'It's out of control': Residents demand traffic fixes at site of crash that killed 5-year-old and grandmother

Lutherville-Timonium residents packed the Pot Spring Elementary School cafeteria Wednesday night to call for bump strips, stop signs and other traffic signals on the street where a girl and her grandmother were struck and killed by a vehicle last week.

“It’s out of control,” said Wendy Elkins, 42. She said her 5- and 7-year-old children are no longer allowed to play in the front yard of their home.

Deborah Limmer, 60, was walking with her 5-year-old granddaughter, Delaney Gaddis, on Girdwood Road on the morning of July 23 when police said an SUV veered onto the sidewalk and struck them. Callie Noble Schwarzman has been charged with vehicular homicide and driving under the influence in the crash.

Residents who live on Girdwood Road said accidents are common. Some have seen cars totaled. Others at the meeting said they regularly see drivers hit fire hydrants or hop the street’s grassy median.

“I’ve had three cars hit in the last three years,” said Tom McComas, 56. The engineer and Girdwood Road resident called for a “permanent solution” to curb speeding, such as rumble strips or stop signs.

Baltimore County Councilman Wade Kach, who represents the neighborhood, said he blames the sharp-curved street’s design.

“I think the design needs to be looked at very closely and changes need to be made,” Kach said.

Kach suggested in the meantime planting more stop signs on the street and yellow signs that read “15 mph.”

The meeting’s attendees expressed urgency for change.

“Do something tomorrow! Now means now!” a woman shouted from the crowd.

Community members suggested the Baltimore County Department of Public Works permanently close Girdwood Road, as drivers often use the street as a shortcut to major roads.

Steven Walsh, DPW director, promised updates by the first day of school.

“In a month or so we can communicate to the community some additional devices we can put in the community,” Walsh said.

The room fell silent when Brian Gaddis, Delaney Gaddis’ father, took the microphone.

“I don’t live in the neighborhood, but it pains me to hear that children can’t play in their front yards,” Gaddis said.

Delaney Gaddis’ family remembers her as a “fun-loving little girl.” Her grandmother, Deborah Limmer, worked as a nurse for nearly 30 years at Sinai Hospital.

“It’s no exaggeration to say she was the center of our family,” Tommy Limmer said of her mother, Deborah Limmer.

The meeting attracted a crowd of residents, parents and city officials. Johnny Olszewski Jr., the Democratic nominee for Baltimore County executive, was in attendance. His Republican opponent, Al Redmer, was not there but was represented by a community liaison, Justin Kinsey.
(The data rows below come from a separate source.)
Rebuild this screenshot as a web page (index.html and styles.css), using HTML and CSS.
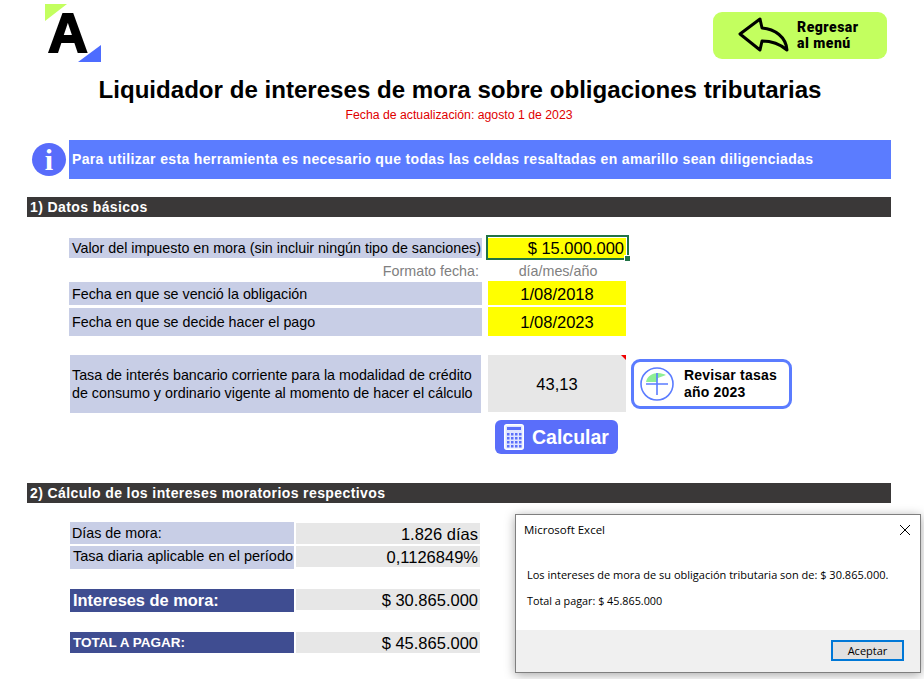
FILE: index.html
```html
<!DOCTYPE html>
<html lang="en">
<head>
  <meta charset="UTF-8">
  <meta name="viewport" content="width=device-width, initial-scale=1.0">
  <title>Liquidador de intereses de mora</title>
  <link rel="stylesheet" href="styles.css">
</head>
<body>
  <div class="page">
    <!-- Header -->
    <header class="top">
      <svg class="logo" width="56" height="66" viewBox="0 -4 56 66">
        <polygon points="0,0 22,0 0,17" fill="#c3ff5f"/>
        <text x="3" y="48" class="logo-letter">A</text>
        <polygon points="56,41 56,58 33,58" fill="#4d6cff"/>
      </svg>
      <a class="back-btn" href="#">
        <svg width="52" height="36" viewBox="0 0 52 36">
          <path d="M2 17 L22 2 L24 11 C37 12 48 20 49 33 C42 27 34 24 24 24 L22 33 Z" fill="none" stroke="#000" stroke-width="3" stroke-linejoin="round"/>
        </svg>
        <span>Regresar<br>al menú</span>
      </a>
    </header>

    <h1 class="title">Liquidador de intereses de mora sobre obligaciones tributarias</h1>
    <p class="updated">Fecha de actualización: agosto 1 de 2023</p>

    <div class="notice">
      <div class="info-icon">i</div>
      <div class="notice-text">Para utilizar esta herramienta es necesario que todas las celdas resaltadas en amarillo sean diligenciadas</div>
    </div>

    <!-- Section 1 -->
    <h2 class="section-bar first">1) Datos básicos</h2>

    <div class="row row-value">
      <div class="label">Valor del impuesto en mora (sin incluir ningún tipo de sanciones)</div>
      <div class="cell input right selected">$ 15.000.000<span class="sel-box"></span></div>
    </div>
    <div class="row row-hint">
      <div class="hint right">Formato fecha:</div>
      <div class="hint center">día/mes/año</div>
    </div>
    <div class="row row-date1">
      <div class="label">Fecha en que se venció la obligación</div>
      <div class="cell input center">1/08/2018</div>
    </div>
    <div class="row row-date2">
      <div class="label">Fecha en que se decide hacer el pago</div>
      <div class="cell input center">1/08/2023</div>
    </div>

    <div class="rate-row">
      <div class="label rate-label">Tasa de interés bancario corriente para la modalidad de crédito<br>de consumo y ordinario vigente al momento de hacer el cálculo</div>
      <div class="cell rate-value center">43,13<span class="comment-mark"></span></div>
      <a class="rates-btn" href="#">
        <svg width="36" height="36" viewBox="0 0 36 36">
          <path d="M7 16 C8 10 14 7 19 7 C22 7 25 8 27 9 L19 12 L18 16 Z" fill="#8fef96"/>
          <circle cx="18" cy="18" r="16" fill="none" stroke="#5b7cff" stroke-width="1.6"/>
          <path d="M18 7 V29 M7 18 H29" stroke="#5b7cff" stroke-width="1.6" fill="none"/>
        </svg>
        <span>Revisar tasas<br>año 2023</span>
      </a>
    </div>

    <a class="calc-btn" href="#">
      <svg width="20" height="26" viewBox="0 0 20 26">
        <rect x="0.75" y="0.75" width="18.5" height="24.5" rx="2" fill="#dfe4ff" stroke="#fff" stroke-width="1.5"/>
        <rect x="3" y="3" width="14" height="3" fill="#5a6efa"/>
        <g fill="#5a6efa">
          <rect x="3" y="9" width="2.5" height="2.5"/><rect x="7" y="9" width="2.5" height="2.5"/><rect x="11" y="9" width="2.5" height="2.5"/><rect x="15" y="9" width="2.5" height="2.5"/>
          <rect x="3" y="13" width="2.5" height="2.5"/><rect x="7" y="13" width="2.5" height="2.5"/><rect x="11" y="13" width="2.5" height="2.5"/><rect x="15" y="13" width="2.5" height="2.5"/>
          <rect x="3" y="17" width="2.5" height="2.5"/><rect x="7" y="17" width="2.5" height="2.5"/><rect x="11" y="17" width="2.5" height="2.5"/><rect x="15" y="17" width="2.5" height="2.5"/>
          <rect x="3" y="21" width="2.5" height="2.5"/><rect x="7" y="21" width="2.5" height="2.5"/><rect x="11" y="21" width="2.5" height="2.5"/><rect x="15" y="21" width="2.5" height="2.5"/>
        </g>
      </svg>
      <span>Calcular</span>
    </a>

    <!-- Section 2 -->
    <h2 class="section-bar second">2) Cálculo de los intereses moratorios respectivos</h2>

    <div class="result result-days">
      <div class="label">Días de mora:</div>
      <div class="cell output right">1.826 días</div>
    </div>
    <div class="result result-rate">
      <div class="label rate-daily">Tasa diaria aplicable en el período</div>
      <div class="cell output right">0,1126849%</div>
    </div>
    <div class="result result-interest">
      <div class="label dark big">Intereses de mora:</div>
      <div class="cell output right">$ 30.865.000</div>
    </div>
    <div class="result result-total">
      <div class="label dark">TOTAL A PAGAR:</div>
      <div class="cell output right">$ 45.865.000</div>
    </div>

    <!-- Excel message box -->
    <div class="dialog">
      <div class="dialog-head">
        <span>Microsoft Excel</span>
        <svg width="12" height="12" viewBox="0 0 12 12">
          <path d="M1 1 L11 11 M11 1 L1 11" stroke="#000" stroke-width="1" fill="none"/>
        </svg>
      </div>
      <div class="dialog-body">
        <p>Los intereses de mora de su obligación tributaria son de: $ 30.865.000.</p>
        <p>Total a pagar: $ 45.865.000</p>
      </div>
      <div class="dialog-foot">
        <button class="dialog-btn">Aceptar</button>
      </div>
    </div>
  </div>
</body>
</html>
```

FILE: styles.css
```css
* {
  box-sizing: border-box;
}

body {
  margin: 0;
  background: #fff;
  font-family: "Liberation Sans", Arial, sans-serif;
  color: #000;
}

.page {
  position: relative;
  width: 924px;
  height: 679px;
  overflow: hidden;
}

/* Header */
.top {
  display: flex;
  justify-content: space-between;
  align-items: flex-start;
  padding: 0 37px 0 45px;
}

.logo {
  display: block;
}

.logo-letter {
  font-family: "Liberation Sans", Arial, sans-serif;
  font-weight: bold;
  font-size: 55px;
  fill: #000;
  stroke: #000;
  stroke-width: 2px;
}

.back-btn {
  display: flex;
  align-items: center;
  width: 174px;
  height: 47px;
  margin-top: 12px;
  padding: 0 0 2px 25px;
  gap: 7px;
  background: #c3ff5f;
  border-radius: 9px;
  color: #000;
  text-decoration: none;
  font-family: Roboto, sans-serif;
  font-weight: 900;
  font-size: 14px;
  letter-spacing: 0.5px;
  line-height: 16px;
}

.title {
  margin: 10px 0 0;
  text-align: center;
  font-size: 24.1px;
  line-height: 28px;
  font-weight: bold;
  padding-right: 4px;
}

.updated {
  margin: 3px 0 0;
  text-align: center;
  color: #e00000;
  font-size: 12.27px;
  line-height: 16px;
  padding-right: 6px;
}

/* Info banner */
.notice {
  display: flex;
  align-items: center;
  gap: 3px;
  margin: 17px 33px 0 32px;
}

.info-icon {
  width: 34px;
  height: 33px;
  border-radius: 50%;
  background: #586cfb;
  color: #fff;
  text-align: center;
  font-family: "Liberation Serif", serif;
  font-weight: bold;
  font-size: 30px;
  line-height: 33px;
}

.notice-text {
  flex: 1;
  height: 39px;
  padding-left: 3px;
  background: #5b7cff;
  color: #fff;
  font-weight: bold;
  font-size: 14px;
  letter-spacing: 0.35px;
  line-height: 39px;
}

/* Section bars */
.section-bar {
  height: 20px;
  margin: 0 33px 0 27px;
  padding-left: 3px;
  background: #3a3838;
  color: #fff;
  font-size: 14px;
  font-weight: bold;
  letter-spacing: 0.4px;
  line-height: 20px;
}

.section-bar.first {
  margin-top: 18px;
}

.section-bar.second {
  margin-top: 29px;
}

/* Shared cells */
.label {
  padding-left: 3px;
  background: #c8cee6;
  font-size: 14.3px;
  white-space: nowrap;
}

.cell {
  font-size: 16.5px;
}

.right {
  text-align: right;
}

.center {
  text-align: center;
}

.input {
  background: #ffff00;
}

.output {
  background: #e7e7e7;
}

/* Section 1 rows */
.row {
  display: grid;
  grid-template-columns: 413px 138px;
  column-gap: 6px;
  margin-left: 69px;
  align-items: end;
}

.row-value {
  margin-top: 21px;
  height: 20px;
  line-height: 20px;
}

.row-value .cell {
  position: relative;
  height: 20px;
  padding-right: 2px;
}

.sel-box {
  position: absolute;
  top: -3px;
  left: -2px;
  right: -3px;
  bottom: -2px;
  border: 2px solid #217346;
}

.sel-box::after {
  content: "";
  position: absolute;
  right: -3px;
  bottom: -3px;
  width: 5px;
  height: 5px;
  background: #217346;
  border: 1px solid #fff;
  border-width: 1px 0 0 1px;
}

.row-hint {
  height: 23px;
  line-height: 27px;
  color: #808080;
  font-size: 14.3px;
}

.row-hint .right {
  padding-right: 3px;
}

.row-hint .center {
  padding-left: 2px;
}

.row-date1 {
  height: 24px;
}

.row-date1 .label {
  height: 23px;
  line-height: 25px;
}

.row-date1 .cell {
  height: 24px;
  line-height: 27px;
}

.row-date2 {
  margin-top: 2px;
  height: 29px;
}

.row-date2 .label {
  height: 28px;
  line-height: 28px;
}

.row-date2 .cell {
  height: 29px;
  line-height: 30px;
}

/* Rate row */
.rate-row {
  display: flex;
  align-items: flex-start;
  margin: 19px 0 0 70px;
}

.rate-label {
  width: 411px;
  height: 58px;
  padding: 11px 0 0 2px;
  line-height: 18px;
}

.rate-value {
  position: relative;
  width: 138px;
  height: 57px;
  margin: 0 5px 0 7px;
  background: #e7e7e7;
  line-height: 59px;
}

.comment-mark {
  position: absolute;
  top: 0;
  right: 0;
  border-top: 5px solid #f00000;
  border-left: 5px solid transparent;
}

.rates-btn {
  display: flex;
  align-items: center;
  gap: 9px;
  width: 161px;
  height: 50px;
  margin-top: 4px;
  padding-left: 5px;
  background: #fff;
  border: 3px solid #5b7cff;
  border-radius: 9px;
  color: #000;
  text-decoration: none;
  font-weight: bold;
  font-size: 14px;
  letter-spacing: 0.2px;
  line-height: 17px;
}

.calc-btn {
  display: flex;
  align-items: center;
  gap: 8px;
  width: 123px;
  height: 34px;
  margin: 7px 0 0 495px;
  padding-left: 9px;
  background: #5a6efa;
  border-radius: 6px;
  color: #fff;
  text-decoration: none;
  font-weight: bold;
  font-size: 19.5px;
}

.calc-btn span {
  margin-top: 1px;
}

/* Section 2 rows */
.result {
  display: grid;
  grid-template-columns: 224px 184px;
  column-gap: 2px;
  margin-left: 70px;
  align-items: start;
}

.result .label {
  padding-left: 2px;
}

.result .cell {
  height: 21px;
  padding-right: 2px;
  line-height: 23px;
}

.result-days {
  margin-top: 19px;
}

.result-days .label {
  height: 22px;
  line-height: 23px;
}

.result-days .cell {
  margin-top: 1px;
}

.result-rate {
  margin-top: 2px;
}

.result .rate-daily {
  height: 23px;
  padding-left: 3px;
  font-size: 14.5px;
  line-height: 21px;
}

.result-interest {
  margin-top: 20px;
}

.result-total {
  margin-top: 20px;
}

.result .label.dark {
  padding-left: 3px;
  background: #3f4d91;
  color: #fff;
  font-weight: bold;
  font-size: 13.5px;
  height: 21px;
  line-height: 22px;
}

.result .label.big {
  height: 23px;
  line-height: 23px;
  font-size: 16.4px;
}

/* Message box */
.dialog {
  position: absolute;
  top: 514px;
  left: 515px;
  width: 406px;
  height: 159px;
  display: flex;
  flex-direction: column;
  background: #fff;
  border: 1px solid #7f7f7f;
  box-shadow: 0 2px 10px rgba(0, 0, 0, 0.35);
  font-family: "Open Sans", "Noto Sans", sans-serif;
  font-size: 11px;
  color: #000;
}

.dialog-head {
  display: flex;
  justify-content: space-between;
  align-items: center;
  padding: 7px 9px 0 8px;
  font-size: 11.5px;
}

.dialog-body {
  flex: 1;
  padding: 0 0 0 11px;
}

.dialog-body p {
  margin: 30px 0 0;
  line-height: 16px;
}

.dialog-body p + p {
  margin-top: 10px;
  font-size: 10.8px;
}

.dialog-foot {
  display: flex;
  justify-content: flex-end;
  align-items: flex-start;
  height: 42px;
  padding: 10px 16px 0 0;
  background: #f0f0f0;
}

.dialog-btn {
  width: 73px;
  height: 21px;
  padding: 0;
  background: #e1e1e1;
  border: 2px solid #0078d7;
  font-family: inherit;
  font-size: 11px;
  color: #000;
}
```
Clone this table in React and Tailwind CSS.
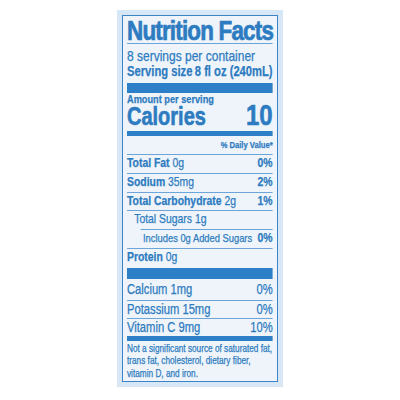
import React from "react";

const F = { fontFamily: '"Liberation Sans", Arial, sans-serif' };

function Line({ indent = "" }) {
  return <div className={`h-px bg-[#6ea5d8] ${indent}`} />;
}

function Row({ left, right, cls = "" }) {
  return (
    <div className={`flex justify-between h-[17.8px] leading-[16px] text-[13px] whitespace-nowrap ${cls}`}>
      <span>{left}</span>
      <span className="font-bold">{right}</span>
    </div>
  );
}

export default function App() {
  return (
    <div className="w-[400px] h-[400px] bg-white pt-[10px]" style={F}>
      <div className="mx-auto w-[166px] h-[377px] bg-[#d7e7f5] p-[5px]">
        <div className="h-full border-[1.5px] border-[#3a83c6] bg-[#eef4fa] px-[3.5px] text-[#2d7bc0] overflow-hidden">
          <div className="w-[182px] origin-top-left scale-x-[0.8] flex flex-col [-webkit-text-stroke:0.25px_#2d7bc0]">
            <div className="h-[27px] leading-[29.6px] text-[28px] font-bold tracking-[-1px] whitespace-nowrap [-webkit-text-stroke:0.7px_#2d7bc0]">Nutrition Facts</div>
            <Line />
            <div className="mt-[3.6px] h-[16.8px] leading-[16.8px] text-[15px] whitespace-nowrap">8 servings per container</div>
            <div className="h-[15.6px] leading-[15.6px] text-[14px] font-bold flex justify-between whitespace-nowrap">
              <span>Serving size</span><span>8 fl oz (240mL)</span>
            </div>
            <div className="h-[10px] mt-[3.5px] bg-[#2d80c8]" />
            <div className="h-[12px] leading-[12.4px] text-[11.5px] font-bold whitespace-nowrap">Amount per serving</div>
            <div className="h-[22px] flex justify-between items-baseline font-bold [-webkit-text-stroke:0.6px_#2d7bc0]">
              <span className="text-[25px] leading-[22px]">Calories</span>
              <span className="text-[30px] leading-[18.5px]">10</span>
            </div>
            <div className="h-[5px] mt-[4px] bg-[#2d80c8]" />
            <div className="h-[17.5px] leading-[18px] text-[9.5px] font-bold text-right whitespace-nowrap">% Daily Value*</div>
            <Line />
            <Row left={<><b>Total Fat</b> 0g</>} right="0%" />
            <Line />
            <Row left={<><b>Sodium</b> 35mg</>} right="2%" />
            <Line />
            <Row left={<><b>Total Carbohydrate</b> 2g</>} right="1%" />
            <Line />
            <Row left="Total Sugars 1g" right="" cls="pl-[9px]" />
            <Line indent="ml-[17px]" />
            <div className="flex justify-between h-[17.8px] leading-[16px] whitespace-nowrap pl-[20px]">
              <span className="text-[11.7px]">Includes 0g Added Sugars</span>
              <span className="font-bold text-[13px]">0%</span>
            </div>
            <Line />
            <Row left={<><b>Protein</b> 0g</>} right="" />
            <div className="h-[11px] mt-[1px] bg-[#2d80c8]" />
            <div className="h-[21.7px] leading-[21.7px] text-[14px] flex justify-between whitespace-nowrap"><span>Calcium 1mg</span><span>0%</span></div>
            <Line />
            <div className="h-[17px] leading-[16.3px] text-[14px] flex justify-between whitespace-nowrap"><span>Potassium 15mg</span><span>0%</span></div>
            <Line />
            <div className="h-[17px] leading-[16.3px] text-[14px] flex justify-between whitespace-nowrap"><span>Vitamin C 9mg</span><span>10%</span></div>
            <div className="h-[5px] bg-[#2d80c8]" />
            <div className="mt-[1.2px] text-[10.3px] leading-[12.5px] whitespace-nowrap">
              Not a significant source of saturated fat,<br />
              trans fat, cholesterol, dietary fiber,<br />
              vitamin D, and iron.
            </div>
          </div>
        </div>
      </div>
    </div>
  );
}
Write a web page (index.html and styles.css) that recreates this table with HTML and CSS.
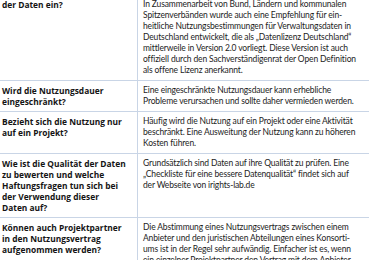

While the majority of residents called for speed bumps and signage to slow traffic, Rebecca Downie, 67, demanded more police.

“It doesn’t matter how many speed bumps there are or stop signs. It doesn’t matter if people don’t adhere to it,” the retired banker said.

“I think our prime concern is that our kids are able to walk to school safely,” said Phyllis Joris, 34, who said one of her children was almost hit by a car while walking to school. “There’s a lot of young families that all walk to school.”

“It shouldn’t have taken a tragedy to pull this together,” Brian Gaddis said.